Determine which lines contain the word "this", then copy those lines.

Front-end source files:
— start —

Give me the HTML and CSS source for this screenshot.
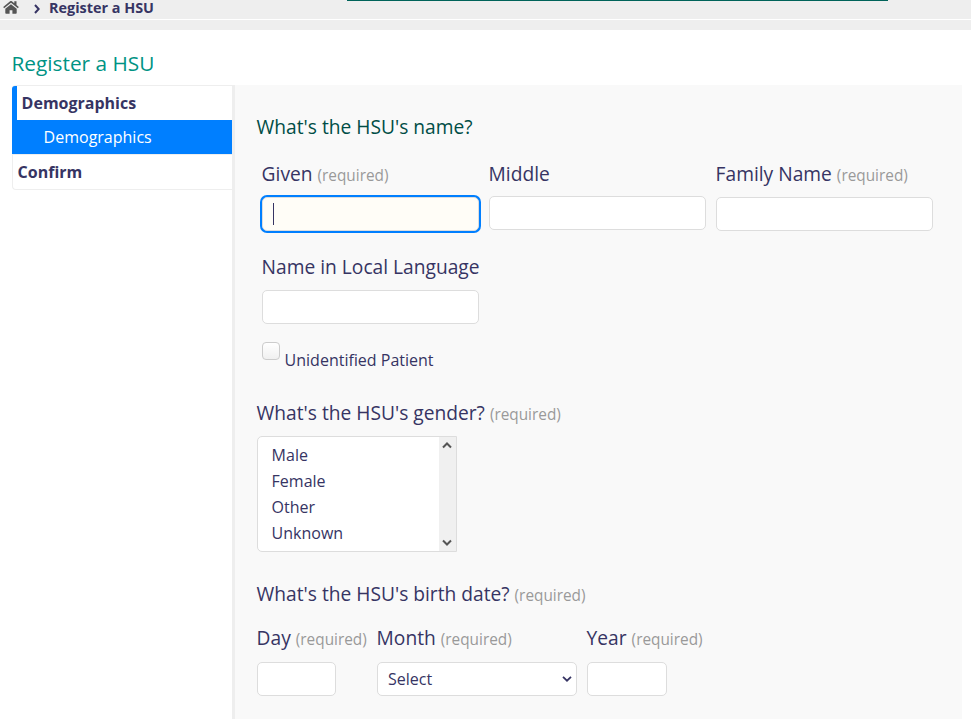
FILE: index.html
```html
<!DOCTYPE html>
<html lang="en">
<head>
<meta charset="utf-8">
<title>Register a HSU</title>
<link rel="stylesheet" href="styles.css">
</head>
<body>
<div class="header-edge"></div>
<nav class="breadcrumbs">
  <svg class="home" width="16" height="13" viewBox="0 0 16 13"><path d="M8 3.2 2.3 7.7V12q0 .8.8.8h3.5V9.2h2.8v3.6h3.5q.8 0 .8-.8V7.7zM7.1.3.2 6l.9 1.2L8 1.7l6.9 5.5.9-1.2-2.3-1.9V.3h-2.2v2L8.9.3Q8-.4 7.1.3z"/></svg>
  <svg class="chevron" width="6" height="10" viewBox="0 0 6 10"><path d="M1 1 4.7 5 1 9"/></svg>
  <span>Register a HSU</span>
</nav>
<div class="breadcrumb-foot"></div>
<h1>Register a HSU</h1>
<main class="layout">
  <ul class="steps">
    <li class="step active">Demographics</li>
    <li class="substep">Demographics</li>
    <li class="step last">Confirm</li>
  </ul>
  <form class="panel">
    <h2>What's the HSU's name?</h2>
    <div class="names">
      <div class="field"><label>Given <small>(required)</small></label><div class="input focused"><span class="caret"></span></div></div>
      <div class="field middle"><label>Middle</label><div class="input"></div></div>
      <div class="field"><label>Family Name <small>(required)</small></label><div class="input"></div></div>
    </div>
    <div class="field local"><label>Name in Local Language</label><div class="input"></div></div>
    <div class="check"><span class="box"></span><span class="check-label">Unidentified Patient</span></div>
    <h3 class="gender-title">What's the HSU's gender? <small>(required)</small></h3>
    <div class="listbox">
      <ul><li>Male</li><li>Female</li><li>Other</li><li>Unknown</li></ul>
      <div class="scrollbar">
        <svg width="10" height="7" viewBox="0 0 10 7"><path d="M1 5.5 5 1.5 9 5.5"/></svg>
        <svg width="10" height="7" viewBox="0 0 10 7"><path d="M1 1.5 5 5.5 9 1.5"/></svg>
      </div>
    </div>
    <h3 class="birth-title">What's the HSU's birth date? <small>(required)</small></h3>
    <div class="dates">
      <div class="field day"><label>Day <small>(required)</small></label><div class="input"></div></div>
      <div class="field month"><label>Month <small>(required)</small></label><div class="input select"><span>Select</span><svg width="10" height="6" viewBox="0 0 10 6"><path d="M1 .9 5 4.7 9 .9"/></svg></div></div>
      <div class="field year"><label>Year <small>(required)</small></label><div class="input"></div></div>
    </div>
  </form>
</main>
</body>
</html>
```

FILE: styles.css
```css
* { box-sizing: border-box; }
body { margin: 0; height: 719px; overflow: hidden; background: #fff; color: #363463; font-family: "Open Sans", sans-serif; font-size: 16px; }
h1, h2, h3, ul { margin: 0; padding: 0; font-weight: 400; list-style: none; }
.header-edge { height: 1px; background: linear-gradient(#00635a, #00635a) 347px 0 / 541px 1px no-repeat #eee; }
.breadcrumbs { height: 18px; display: flex; align-items: flex-start; background: #eee; font-size: 14.4px; font-weight: 700; line-height: 14px; }
.breadcrumbs span { margin-left: 9px; }
.home { margin-left: 3px; fill: #555; }
.chevron { margin: 3px 0 0 15px; fill: none; stroke: #363463; stroke-width: 2; }
.breadcrumb-foot { height: 10px; margin-top: 1px; background: #eee; }
h1 { margin: 19px 0 0 11.5px; height: 36px; font-size: 20.8px; line-height: 28px; color: #009384; white-space: nowrap; }
.layout { display: flex; align-items: flex-start; margin-left: 12px; width: 950px; }
.steps { width: 220px; height: 105px; border: 1px solid #eee; border-right: 0; border-radius: 4px 0 0 4px; }
.step { font-weight: 700; height: 34px; line-height: 34px; padding-left: 4.6px; }
.active { border-left: 5px solid #007fff; margin-left: -1px; border-top-left-radius: 3px; }
.substep { height: 34px; margin-left: -1px; padding-left: 31.6px; line-height: 34px; background: #007fff; color: #fff; }
.last { border-top: 1px solid #eee; height: 35px; }
.panel { width: 730px; height: 634px; border-left: 3px solid #eee; background: #f9f9f9; padding: 29px 0 0 22px; }
h2, h3, label { display: block; font-size: 19.2px; line-height: 26px; height: 26px; white-space: nowrap; text-indent: -.4px; }
h2 { color: #004d46; }
small { font-size: 15.36px; color: #999; }
.names { display: flex; gap: 10px; margin: 21px 0 0 5px; }
.field { width: 217px; }
.input { height: 34px; margin-top: 10px; background: #fff; border: 1px solid #ddd; border-radius: 5px; }
.middle .input { margin-top: 9px; }
.focused { background: #fffdf7; box-shadow: 0 0 0 2px #007fff; padding: 5px 0 0 10px; }
.caret { display: block; width: 1px; height: 22px; background: #363463; }
.local { margin: 23px 0 0 5px; }
.check { display: flex; align-items: flex-start; height: 32px; margin: 18px 0 0 5px; }
.box { width: 18px; height: 18px; border: 1px solid #ccc; border-radius: 4px; background: linear-gradient(#fff, #f0f0f0); }
.check-label { margin: 7px 0 0 4.6px; line-height: 22px; }
.gender-title { margin-top: 26px; }
.listbox { width: 200px; height: 116px; display: flex; margin-top: 10px; border: 1px solid #ddd; border-radius: 5px 0 0 5px; background: #fff; }
.listbox ul { flex: 1; padding: 5px 0 0 13.6px; line-height: 26px; }
.scrollbar { width: 17px; display: flex; flex-direction: column; justify-content: space-between; align-items: flex-start; padding: 5px 0 5px 3px; background: #f0f0f0; }
.scrollbar svg { fill: none; stroke: #555; stroke-width: 2; }
.birth-title { margin-top: 29px; }
.dates { display: flex; margin-top: 18px; }
.dates .input { margin-top: 11px; }
.day { width: 79px; margin-right: 41px; }
.month { width: 200px; margin-right: 10px; }
.year { width: 80px; }
.select { display: flex; align-items: center; justify-content: space-between; padding: 0 4px 0 10px; }
.select svg { fill: none; stroke: #363463; stroke-width: 1.8; }
```
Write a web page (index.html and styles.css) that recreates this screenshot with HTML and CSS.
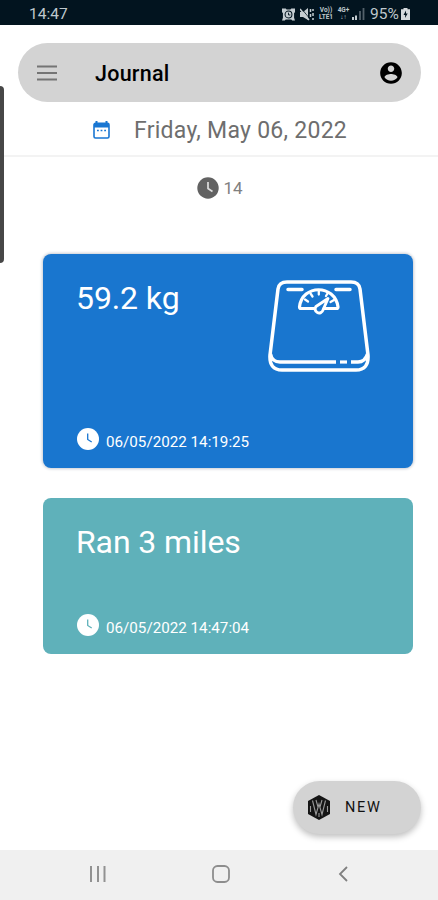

— end —

* [THE RESPONSE]
Give me the HTML and CSS source for this screenshot.
Write a web page (index.html and styles.css) that recreates this screenshot with HTML and CSS.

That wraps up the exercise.